* YOUR INSTRUCTIONS: Reproduce, exactly and in full, the lines from the one with "Output the component" through the one with "const [firstMeal, setFirstMeal]" in the data below; drop pictures.

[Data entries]
::::::::

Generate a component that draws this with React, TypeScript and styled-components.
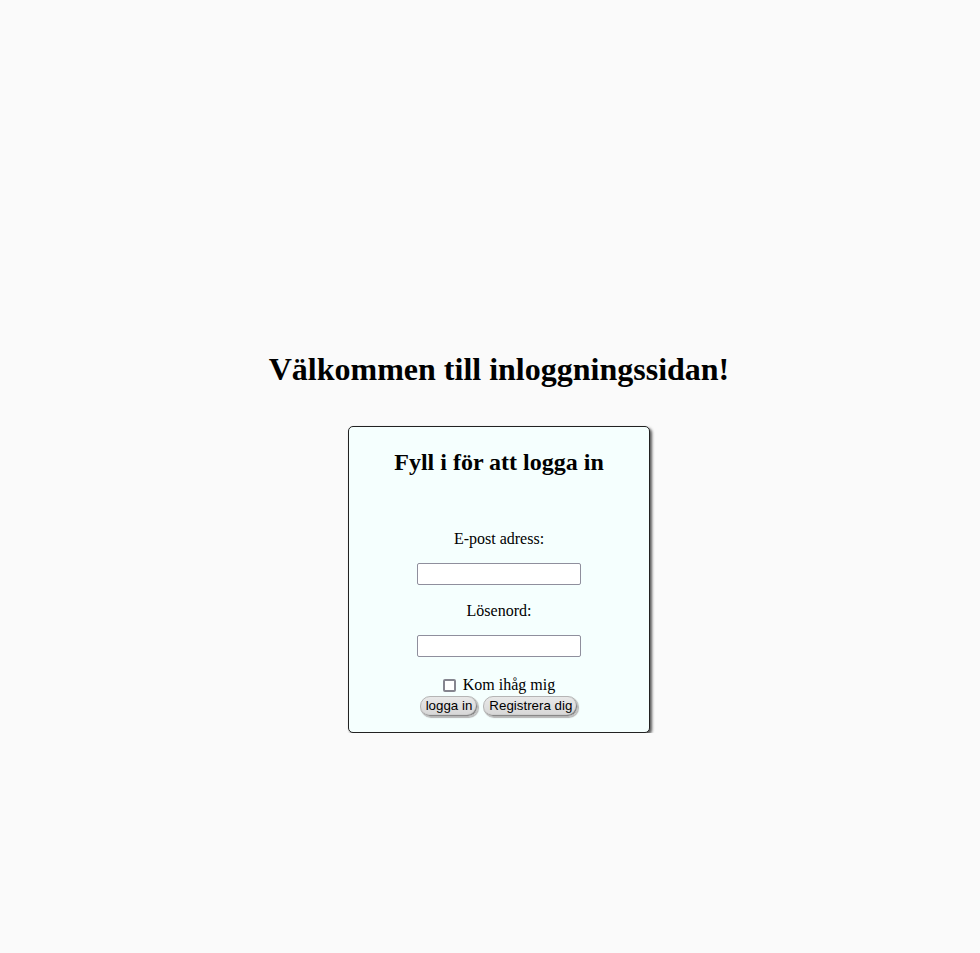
import React from "react";
import styled, { createGlobalStyle } from "styled-components";

const Global = createGlobalStyle`
  html, body { margin: 0; padding: 0; background: #fafafa; }
  body { font-family: "Liberation Serif", "Times New Roman", serif; color: #000; }
`;

const Page = styled.main`
  display: flex;
  flex-direction: column;
  align-items: center;
  padding-top: 351px;
  padding-left: 18px;
`;

const Title = styled.h1`
  margin: 0;
  font-size: 32px;
  line-height: 37px;
  font-weight: bold;
`;

const Card = styled.section`
  margin-top: 38px;
  width: 300px;
  border: 1px solid #222;
  border-radius: 5px;
  background: #f5fffe;
  box-shadow: 2px 2px 3px rgba(0, 0, 0, 0.65);
  display: flex;
  flex-direction: column;
  align-items: center;
  padding: 21px 0 15px;
`;

const CardTitle = styled.h2`
  margin: 0;
  font-size: 24px;
  line-height: 28px;
  font-weight: bold;
`;

const Form = styled.form`
  display: flex;
  flex-direction: column;
  align-items: center;
  margin-top: 54px;
`;

const Label = styled.label<{ $gap?: number }>`
  font-size: 16px;
  line-height: 18px;
  margin-top: ${(p) => p.$gap ?? 0}px;
`;

const Input = styled.input`
  margin-top: 15px;
  box-sizing: border-box;
  width: 164px;
  height: 22px;
  border: 1px solid #8f8f9d;
  border-radius: 2px;
  background: #fff;
  padding: 1px 3px;
  font-size: 13px;
`;

const CheckRow = styled.label`
  margin-top: 19px;
  display: flex;
  align-items: center;
  gap: 7px;
  font-size: 16px;
  line-height: 18px;
`;

const Box = styled.span`
  display: inline-block;
  width: 9px;
  height: 9px;
  border: 2px solid #85858f;
  border-radius: 2px;
  background: #fff;
`;

const Buttons = styled.div`
  margin-top: 2px;
  display: flex;
  gap: 5px;
`;

const Button = styled.button`
  height: 21px;
  padding: 0 5px 1px 5px;
  border: 1px solid #b5b5b5;
  border-radius: 10px;
  background: linear-gradient(#e8e8e8, #d6d6d6);
  box-shadow: inset -1px -1px 1px #808080, 1px 1px 1px #b5b5b5;
  font-family: "Liberation Sans", Arial, sans-serif;
  font-size: 13.33px;
  color: #000;
  line-height: 18px;
`;

export default function App() {
  return (
    <>
      <Global />
      <Page>
        <Title>Välkommen till inloggningssidan!</Title>
        <Card>
          <CardTitle>Fyll i för att logga in</CardTitle>
          <Form onSubmit={(e) => e.preventDefault()}>
            <Label>E-post adress:</Label>
            <Input type="email" />
            <Label $gap={17}>Lösenord:</Label>
            <Input type="password" />
            <CheckRow>
              <Box />
              Kom ihåg mig
            </CheckRow>
            <Buttons>
              <Button type="submit">logga in</Button>
              <Button type="button">Registrera dig</Button>
            </Buttons>
          </Form>
        </Card>
      </Page>
    </>
  );
}
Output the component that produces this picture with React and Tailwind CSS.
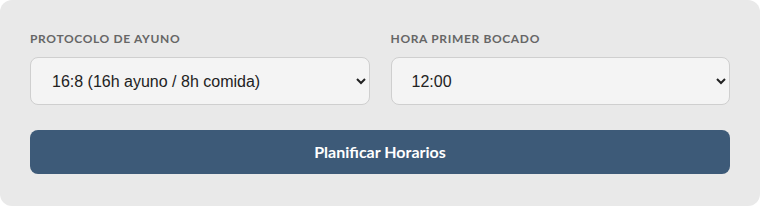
import React, { useState } from 'react';

const App = () => {
  const [protocol, setProtocol] = useState('16:8');
  const [firstMeal, setFirstMeal] = useState('12:00');

  return (
    <div className="w-[760px] h-[206px] bg-white">
      <div className="h-full rounded-xl bg-[#e9e9e9] px-[30px] pt-[31px] font-['Lato',sans-serif]">
        <div className="grid grid-cols-2 gap-[21px]">
          <div>
            <label className="block text-[12px] font-bold uppercase tracking-[0.65px] text-[#666] leading-[16px] mb-[10px]">
              Protocolo de Ayuno
            </label>
            <select
              value={protocol}
              onChange={(e) => setProtocol(e.target.value)}
              className="block w-full h-[48px] pl-[17px] pr-2 rounded-lg border border-[#cfcfcf] bg-[#f4f4f4] text-[16px] text-[#222] font-['Liberation_Sans',Arial,sans-serif]"
            >
              <option value="16:8">16:8 (16h ayuno / 8h comida)</option>
              <option value="18:6">18:6 (18h ayuno / 6h comida)</option>
              <option value="20:4">20:4 (20h ayuno / 4h comida)</option>
            </select>
          </div>
          <div>
            <label className="block text-[12px] font-bold uppercase tracking-[0.65px] text-[#666] leading-[16px] mb-[10px]">
              Hora Primer Bocado
            </label>
            <select
              value={firstMeal}
              onChange={(e) => setFirstMeal(e.target.value)}
              className="block w-full h-[48px] pl-[16px] pr-2 rounded-lg border border-[#cfcfcf] bg-[#f4f4f4] text-[16px] text-[#222] font-['Liberation_Sans',Arial,sans-serif]"
            >
              <option value="10:00">10:00</option>
              <option value="12:00">12:00</option>
              <option value="14:00">14:00</option>
            </select>
          </div>
        </div>
        <button className="mt-[25px] w-full h-[44px] rounded-lg bg-[#3d5a78] text-white text-[16px] font-bold">
          Planificar Horarios
        </button>
      </div>
    </div>
  );
};

export default App;
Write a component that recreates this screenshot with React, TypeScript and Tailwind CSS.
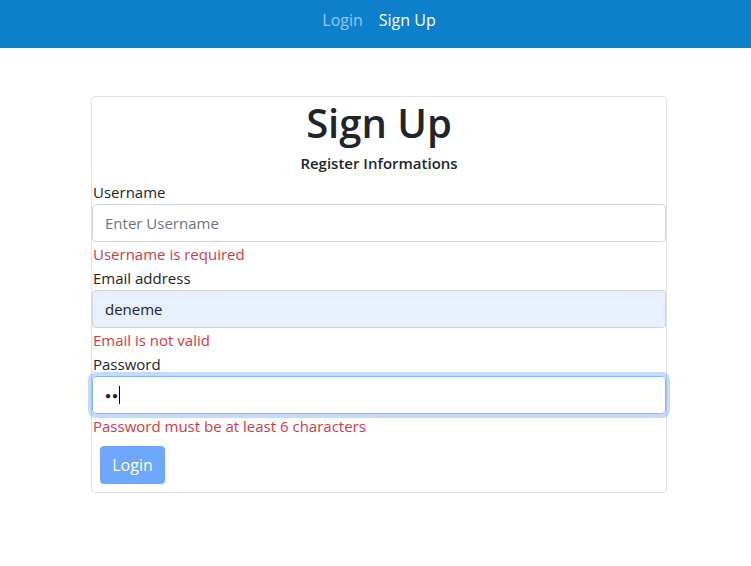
import React from "react";

export default function App() {
  const font = { fontFamily: '"Open Sans", "Noto Sans", sans-serif' };
  return (
    <div className="min-h-[566px] bg-white text-[#212529]" style={font}>
      <nav className="h-[48px] bg-[#0d7fcb] flex items-start pt-[8px] pl-[7px] justify-center gap-[16px] text-[16px] leading-[24px]">
        <span className="text-white/55">Login</span>
        <span className="text-white">Sign Up</span>
      </nav>
      <div className="pt-[48px] pl-[91px]">
        <div className="w-[576px] border border-[#dfe2e6] rounded-[4px] flex flex-col">
          <h1 className="mt-[2px] text-[40px] leading-[48px] font-semibold text-center">Sign Up</h1>
          <h6 className="mt-[4px] text-[15px] leading-[24px] font-semibold text-center">Register Informations</h6>
          <div className="mt-[5px] flex flex-col text-[15px] leading-[24px]">
            <label className="pl-[1px]">Username</label>
            <input
              className="h-[38px] w-full border border-[#ced4da] rounded-[4px] px-[12px] outline-none placeholder:text-[#6c757d]"
              placeholder="Enter Username"
              readOnly
            />
            <div className="text-[#d03a48] pl-[1px]">Username is required</div>
            <label className="pl-[1px]">Email address</label>
            <input
              className="h-[38px] w-full border border-[#ced4da] bg-[#e8f0fe] rounded-[4px] px-[12px] outline-none"
              value="deneme"
              readOnly
            />
            <div className="text-[#d03a48] pl-[1px]">Email is not valid</div>
            <label className="pl-[1px]">Password</label>
            <div className="h-[38px] w-full border border-[#86b7fe] rounded-[4px] px-[12px] flex items-center shadow-[0_0_0_4px_rgba(13,110,253,0.25)]">
              <span className="text-[10px] tracking-[1px]">●●</span>
              <span className="w-[1px] h-[18px] bg-black"></span>
            </div>
            <div className="text-[#d03a48] pl-[1px]">Password must be at least 6 characters</div>
            <div className="p-[8px]">
              <button className="h-[38px] w-[65px] rounded-[4px] bg-[#6ea8fe] text-white text-[16px] font-medium">Login</button>
            </div>
          </div>
        </div>
      </div>
    </div>
  );
}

::::::::

* COMPLETED EXERCISE:
Output the component that produces this picture with React and Tailwind CSS.
import React, { useState } from 'react';

const App = () => {
  const [protocol, setProtocol] = useState('16:8');
  const [firstMeal, setFirstMeal] = useState('12:00');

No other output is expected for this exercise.